The firmware accesses the FIR engine in the User Project through a Wishbone-to-AXI conversion layer. The Wishbone-to-AXI layer detects the Wishbone request to access the FIR engine and converts the access into AXI-Lite or AXI-Stream format.
This lab uses the following addresses to access the FIR engine registers
* 0x00: AP Configuration Register (AXI-Lite)
* 0x10-13: Data Length Register (AXI-Lite)
* 0x14-18: Number of Taps (AXI-Lite)
* 0x40-43: X[n] input (AXI-Stream)
* 0x44-47: Y[n] input (AXI-Stream)
* 0x80-100: Tap parameters
The access of EXMEM is done directly through the Wishbone decoder to store and load the firmware code of the FIR engine. The Wishbone signals are converted into the bram control signals. The Wishbone receives an acknowledgement after a certain period of delay set by a parameter.
### Firmware and Testbench
The Firmware and Testbench communicates through the mprj_io signal. The testbench sets mprj_io[23:16] as the checkbits to determine the state of the project. When the firmware loads the FIR engine, the checkbits will be set to 8'A5 and to notify the testbench to start checking for the FIR output and calculate the latency. After the FIR process has completed, the firmware sets the CPU to assert 8'h5A to the checkbits. The testbench will check the final Y[n] output with the a reference output and record the latency. This is repeated 3 times to and the total latency is recorded.

---
## Waveform and analysis of the hardware/software behavior.
### Software Behavior
#### Moving code from SPIFlash to EXMEM

The firmware writes the code to access the FIR engine from SPIFlash to the EXMEM. This is done through the Wishbone interface. After a certain delay set by a parameter, an acknowledge is sent back through the Wishbone interface to complete the write operation.
#### Reading code from EXMEM

When the FIR engine is enabled, the code is retrieved from the EXMEM. This is also done through the Wishbone interface and also follows the same delay to return the acknowledgement when the read is completeted.
#### Initfir()

The FIR engine is initiated by passing the data length, number of taps, and the tap coefficients to the corresponding addresses. This is done in software by passing the data through using the Wishbone interface.

#### fir()

The software starts the FIR engine by setting AP configuration register to 0x01. The software transmits starts the X[n] and receives Y[n] through the Wishbone interface. The data length is 64 sets.

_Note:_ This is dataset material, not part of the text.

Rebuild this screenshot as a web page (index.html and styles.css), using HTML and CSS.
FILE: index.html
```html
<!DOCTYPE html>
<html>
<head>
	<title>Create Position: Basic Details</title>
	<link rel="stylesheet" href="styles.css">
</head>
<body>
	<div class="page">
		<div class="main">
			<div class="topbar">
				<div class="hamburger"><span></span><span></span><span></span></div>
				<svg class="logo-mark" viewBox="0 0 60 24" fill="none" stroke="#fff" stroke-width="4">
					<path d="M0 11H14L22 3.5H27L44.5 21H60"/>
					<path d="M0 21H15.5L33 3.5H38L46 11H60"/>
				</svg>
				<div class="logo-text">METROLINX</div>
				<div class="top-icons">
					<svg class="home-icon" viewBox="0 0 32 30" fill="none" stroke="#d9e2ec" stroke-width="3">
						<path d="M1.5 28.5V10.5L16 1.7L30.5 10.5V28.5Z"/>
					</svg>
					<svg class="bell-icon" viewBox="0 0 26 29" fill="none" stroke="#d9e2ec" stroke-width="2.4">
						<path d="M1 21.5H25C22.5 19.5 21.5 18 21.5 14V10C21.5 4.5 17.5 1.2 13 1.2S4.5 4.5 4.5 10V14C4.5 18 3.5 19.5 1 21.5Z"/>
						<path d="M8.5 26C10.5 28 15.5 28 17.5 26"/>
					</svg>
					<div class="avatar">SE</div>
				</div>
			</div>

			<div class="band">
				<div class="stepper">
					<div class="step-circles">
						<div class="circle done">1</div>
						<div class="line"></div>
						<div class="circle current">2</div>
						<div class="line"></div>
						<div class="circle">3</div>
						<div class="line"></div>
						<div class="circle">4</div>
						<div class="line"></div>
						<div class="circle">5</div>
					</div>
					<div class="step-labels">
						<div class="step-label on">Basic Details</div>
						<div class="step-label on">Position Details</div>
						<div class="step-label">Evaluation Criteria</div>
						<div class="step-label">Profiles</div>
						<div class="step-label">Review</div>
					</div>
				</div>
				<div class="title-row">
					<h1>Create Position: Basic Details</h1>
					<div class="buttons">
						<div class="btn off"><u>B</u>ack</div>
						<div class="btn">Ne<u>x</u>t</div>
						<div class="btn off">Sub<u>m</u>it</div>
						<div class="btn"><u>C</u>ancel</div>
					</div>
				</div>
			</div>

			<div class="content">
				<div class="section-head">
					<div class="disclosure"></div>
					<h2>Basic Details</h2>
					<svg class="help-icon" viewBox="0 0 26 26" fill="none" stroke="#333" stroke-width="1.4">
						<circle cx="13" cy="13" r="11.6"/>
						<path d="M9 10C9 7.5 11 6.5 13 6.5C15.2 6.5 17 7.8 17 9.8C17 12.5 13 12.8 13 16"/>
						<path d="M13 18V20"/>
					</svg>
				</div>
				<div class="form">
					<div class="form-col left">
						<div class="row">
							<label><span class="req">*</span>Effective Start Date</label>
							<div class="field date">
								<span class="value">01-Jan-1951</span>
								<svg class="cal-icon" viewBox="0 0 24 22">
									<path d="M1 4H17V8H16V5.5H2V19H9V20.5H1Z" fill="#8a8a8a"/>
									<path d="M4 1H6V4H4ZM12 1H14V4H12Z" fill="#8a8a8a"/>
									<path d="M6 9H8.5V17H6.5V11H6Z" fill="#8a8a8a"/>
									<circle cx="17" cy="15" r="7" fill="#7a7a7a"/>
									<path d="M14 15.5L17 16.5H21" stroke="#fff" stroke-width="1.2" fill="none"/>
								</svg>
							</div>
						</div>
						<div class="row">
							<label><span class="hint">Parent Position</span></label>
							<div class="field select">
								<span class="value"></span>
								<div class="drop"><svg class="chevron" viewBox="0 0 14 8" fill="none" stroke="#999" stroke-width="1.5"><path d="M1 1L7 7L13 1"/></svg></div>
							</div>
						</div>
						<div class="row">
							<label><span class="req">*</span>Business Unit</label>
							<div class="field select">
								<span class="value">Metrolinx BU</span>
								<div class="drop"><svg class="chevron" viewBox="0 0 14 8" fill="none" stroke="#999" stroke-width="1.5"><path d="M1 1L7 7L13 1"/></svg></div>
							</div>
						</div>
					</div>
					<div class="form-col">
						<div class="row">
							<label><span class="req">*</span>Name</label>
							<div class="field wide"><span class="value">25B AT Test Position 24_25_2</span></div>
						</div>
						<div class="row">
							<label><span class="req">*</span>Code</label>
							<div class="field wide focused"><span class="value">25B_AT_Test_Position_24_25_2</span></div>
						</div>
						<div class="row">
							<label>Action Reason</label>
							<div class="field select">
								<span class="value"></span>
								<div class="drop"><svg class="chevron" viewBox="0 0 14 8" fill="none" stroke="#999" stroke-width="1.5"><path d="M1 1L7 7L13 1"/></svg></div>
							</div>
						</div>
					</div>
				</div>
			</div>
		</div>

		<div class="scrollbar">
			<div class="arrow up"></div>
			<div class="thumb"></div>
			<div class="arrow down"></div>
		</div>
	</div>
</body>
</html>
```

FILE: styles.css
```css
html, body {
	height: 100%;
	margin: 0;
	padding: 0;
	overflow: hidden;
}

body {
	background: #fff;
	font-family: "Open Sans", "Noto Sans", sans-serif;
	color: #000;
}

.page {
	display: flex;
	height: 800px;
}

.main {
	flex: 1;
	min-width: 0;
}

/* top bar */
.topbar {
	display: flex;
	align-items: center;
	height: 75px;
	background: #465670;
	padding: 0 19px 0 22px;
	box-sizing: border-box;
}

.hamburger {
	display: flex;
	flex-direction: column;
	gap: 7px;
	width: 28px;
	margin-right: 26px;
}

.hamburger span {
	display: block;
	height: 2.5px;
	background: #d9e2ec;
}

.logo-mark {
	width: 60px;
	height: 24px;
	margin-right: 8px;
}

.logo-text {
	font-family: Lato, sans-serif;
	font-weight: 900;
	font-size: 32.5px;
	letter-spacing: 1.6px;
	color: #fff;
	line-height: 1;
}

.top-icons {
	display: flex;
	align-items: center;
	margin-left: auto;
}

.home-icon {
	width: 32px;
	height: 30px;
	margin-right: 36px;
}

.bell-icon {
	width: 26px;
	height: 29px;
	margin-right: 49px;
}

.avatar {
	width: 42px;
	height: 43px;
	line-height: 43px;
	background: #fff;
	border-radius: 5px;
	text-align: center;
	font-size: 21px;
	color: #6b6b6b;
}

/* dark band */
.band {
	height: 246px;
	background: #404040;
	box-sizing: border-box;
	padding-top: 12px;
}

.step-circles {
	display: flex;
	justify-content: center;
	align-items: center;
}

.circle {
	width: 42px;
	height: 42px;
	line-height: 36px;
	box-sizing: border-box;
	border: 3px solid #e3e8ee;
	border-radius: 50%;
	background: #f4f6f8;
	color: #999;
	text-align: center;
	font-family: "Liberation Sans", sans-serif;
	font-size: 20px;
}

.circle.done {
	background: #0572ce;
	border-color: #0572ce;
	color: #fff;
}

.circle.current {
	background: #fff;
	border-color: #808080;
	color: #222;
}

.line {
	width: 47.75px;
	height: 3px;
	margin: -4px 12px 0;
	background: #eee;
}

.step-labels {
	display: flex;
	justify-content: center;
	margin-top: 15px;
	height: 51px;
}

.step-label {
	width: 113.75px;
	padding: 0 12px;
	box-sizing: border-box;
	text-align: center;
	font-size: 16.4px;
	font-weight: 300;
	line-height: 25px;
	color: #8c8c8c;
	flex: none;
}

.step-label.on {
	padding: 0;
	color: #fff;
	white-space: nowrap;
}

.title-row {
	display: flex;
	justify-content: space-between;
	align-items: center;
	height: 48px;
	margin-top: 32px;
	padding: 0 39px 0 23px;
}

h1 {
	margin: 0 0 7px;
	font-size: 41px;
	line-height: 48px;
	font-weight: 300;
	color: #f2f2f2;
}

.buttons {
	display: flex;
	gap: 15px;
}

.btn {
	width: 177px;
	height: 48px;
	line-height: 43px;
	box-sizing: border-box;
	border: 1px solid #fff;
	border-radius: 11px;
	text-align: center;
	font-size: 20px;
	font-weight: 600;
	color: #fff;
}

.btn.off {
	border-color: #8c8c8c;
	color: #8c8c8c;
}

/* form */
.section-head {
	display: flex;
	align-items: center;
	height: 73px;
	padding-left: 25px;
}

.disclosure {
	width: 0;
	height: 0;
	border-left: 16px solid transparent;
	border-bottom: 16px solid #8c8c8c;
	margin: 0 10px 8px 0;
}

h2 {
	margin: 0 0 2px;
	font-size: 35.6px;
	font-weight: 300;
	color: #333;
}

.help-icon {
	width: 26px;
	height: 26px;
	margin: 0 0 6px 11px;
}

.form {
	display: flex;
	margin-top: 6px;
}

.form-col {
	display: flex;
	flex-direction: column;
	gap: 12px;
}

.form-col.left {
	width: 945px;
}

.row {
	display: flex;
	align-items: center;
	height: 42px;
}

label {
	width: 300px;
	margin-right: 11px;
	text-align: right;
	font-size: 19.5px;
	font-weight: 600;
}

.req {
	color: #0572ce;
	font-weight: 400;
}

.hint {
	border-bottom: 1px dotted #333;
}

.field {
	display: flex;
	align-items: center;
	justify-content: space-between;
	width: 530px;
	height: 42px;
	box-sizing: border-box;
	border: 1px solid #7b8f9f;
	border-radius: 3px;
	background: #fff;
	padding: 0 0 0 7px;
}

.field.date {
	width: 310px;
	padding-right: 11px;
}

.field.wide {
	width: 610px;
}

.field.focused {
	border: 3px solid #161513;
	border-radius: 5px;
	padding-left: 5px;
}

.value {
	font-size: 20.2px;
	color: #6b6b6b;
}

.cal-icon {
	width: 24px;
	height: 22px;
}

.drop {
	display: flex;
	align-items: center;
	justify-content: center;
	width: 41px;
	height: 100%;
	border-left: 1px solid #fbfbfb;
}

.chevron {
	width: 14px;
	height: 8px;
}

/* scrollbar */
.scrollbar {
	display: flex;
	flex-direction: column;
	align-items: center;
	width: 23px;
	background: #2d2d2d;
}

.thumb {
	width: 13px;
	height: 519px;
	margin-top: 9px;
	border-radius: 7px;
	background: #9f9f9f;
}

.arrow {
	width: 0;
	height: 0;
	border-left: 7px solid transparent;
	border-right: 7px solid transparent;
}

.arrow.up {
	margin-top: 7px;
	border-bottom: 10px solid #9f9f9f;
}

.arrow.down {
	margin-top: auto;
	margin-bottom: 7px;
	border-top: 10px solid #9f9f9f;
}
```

#### Communication with Testbench

The software communicates with the verilog testbench through the mprj_io. When the checkbits is set to 8'hA5, the testbench will start the latency counter. When the FIR engine completes, the software sets the checkbits to 8'5A, allowing the testbench to determine the total latency.

### Hardware Behavior
#### Wishbone-to-EXMEM Delay Interface

The Wishbone-to-EXMEM Delay Interface is in charge of the read/write operation between the Firmware and the EXMEM. The interface converts the Wishbone signals into BRAM control signals such that the data can be read/written. The wbs_ack_o ackwoledgement signal is asserted after a certain delay, determined using the DELAYS parameter, through the use of a delay counter.

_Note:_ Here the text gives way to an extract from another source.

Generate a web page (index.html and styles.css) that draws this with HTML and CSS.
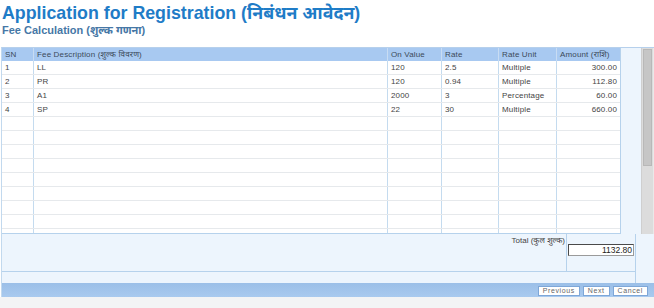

#### Wishbone-to-AXI Interface
AXI-Lite

AXI-Stream

To communicate with the FIR engine, the Wishbone signals from the CPU is converted to the AXI protocol. To access the AP Configuration Register, Data Length, Tap Number registers, and Tap Coefficient RAM, the Wishbone signals are converted in AXI-Lite Protocol. The Read and Write transactions of the FIR engine is converted from Wishbone to AXI-Stream Protocol.

#### FIR Engine

The FIR Engine receives the AXI-Lite and AXI-Stream transactions to compute the FIR outputs. When ap_start is set to 1, the FIR engine starts the computation by reading X[n] and output Y[n] through the AXI-Stream.
---
## What is the FIR engine theoretical throughput, i.e. data rate? Measured throughput?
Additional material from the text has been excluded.